Activist Himanshu Kumar says tribals are still a pawn on the chessboard of provincial politics. Saying there’s no better time to talk about tribal rights than now, he is on an indefinite fast to highlight their exploitation by states and multi-nationals, reports Shone Satheesh Babu
Amidst a rising chorus asking to send more forces into Chhattisgarh in the wake of the deadly Maoist attack on political leaders, activist Himanshu Kumar has undertaken an indefinite fast at Delhi’s Jantar Mantar. “I’m trying to draw the attention of the urban middle class, so that they at least understand what the problem is, before asking for absurd solutions,” Kumar told TEHELKA. While civil rights activists have gone hoarse asserting that the Maoists are not a law-and-order issue, large sections of the media and influential, powerful urban classes keep reiterating their demands to send in more forces after every untoward incident. “What the Maoists did in Darbha valley is heinous and condemnable, but it doesn’t mean the government is any less guilty of massacre,” said Kumar, claiming that the state government has deliberately not implemented development works in remote regions.
He claimed that by inflicting brutality on the tribals through its foot soldiers, i.e. the police, the state was terrorising them into leaving their lands, which would then be passed on to the multi-nationals. “The government doesn’t realise how angry the tribals are with its policies. The Naxals are taking advantage of this anger.”
On the killing of Mahendra Karma, the founder of Salwa Judum, an anti-Naxal outfit, Kumar said the brutality, although inexcusable, was not inexplicable. “Karma was stabbed more than 70 times by female cadres of the Maoists. They could have just shot him dead. But what happened was the seething rage for all the rapes and torture unleashed on the tribal women by the Salwa Judum.”
Kumar also alleges that the media is complicit in ignoring the unconscionable crimes committed against people across the tribal belt. He mentions the time when then Chief Justice of India YK Sabharwal ordered the sealing of all illegally-obtained properties in Delhi, the media had turned activist for the rights of those facing ouster. “Even though everyone admitted it was illegal, they wanted the court to take a lenient view on humanitarian grounds. But when we talk about how tribals are being uprooted from their lands, which they have inhabited for thousands of years, everyone falls silent. Why this hypocrisy?” asks Kumar. It is in this backdrop that calls for sending in more forces to tackle the Maoists seems like a reckless idea that will serve to alienate the tribals even more and benefit only the Reds.

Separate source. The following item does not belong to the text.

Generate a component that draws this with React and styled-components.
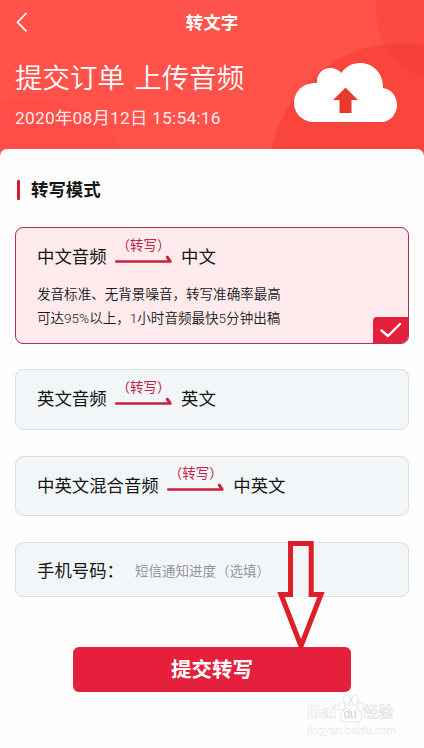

But according to the government, it’s the Maoists who’re not letting development work take place in remote places. Kumar rubbishes this view, “We almost persuaded the Naxals to stay away from school buildings. The problem, as the tribals told us, was that the police and the Central Reserve Police Force (CRPF) would occupy the school building, and start harassing their people. They raped the girls, beat up the sons, and destroyed their crops. So the Naxals started demolishing schools to prevent security forces’ piling up.” Kumar says the biggest setback was when the government ignored the proposition that both the forces and the Maoists should stay one km away from the school buildings. “The Naxals agreed instantly to this demand of ours.
But when the Chhattisgarh UNICEF head Lata Menon wrote to the chief secretary about this, she didn’t even get a reply,” says Kumar of the government’s arrogance. It’s not just the state government that’s guilty; according to him even the Prime Minister has let the people of this country down by asking for the abolishment of the clause that requires a 51 percent majority in the Gram Sabhas to allow development work. This is in contrast to the recent ruling of the Supreme Court in the Niyamgiri case, empowering Gram Sabhas to decide if they want a mining company to extract from their land.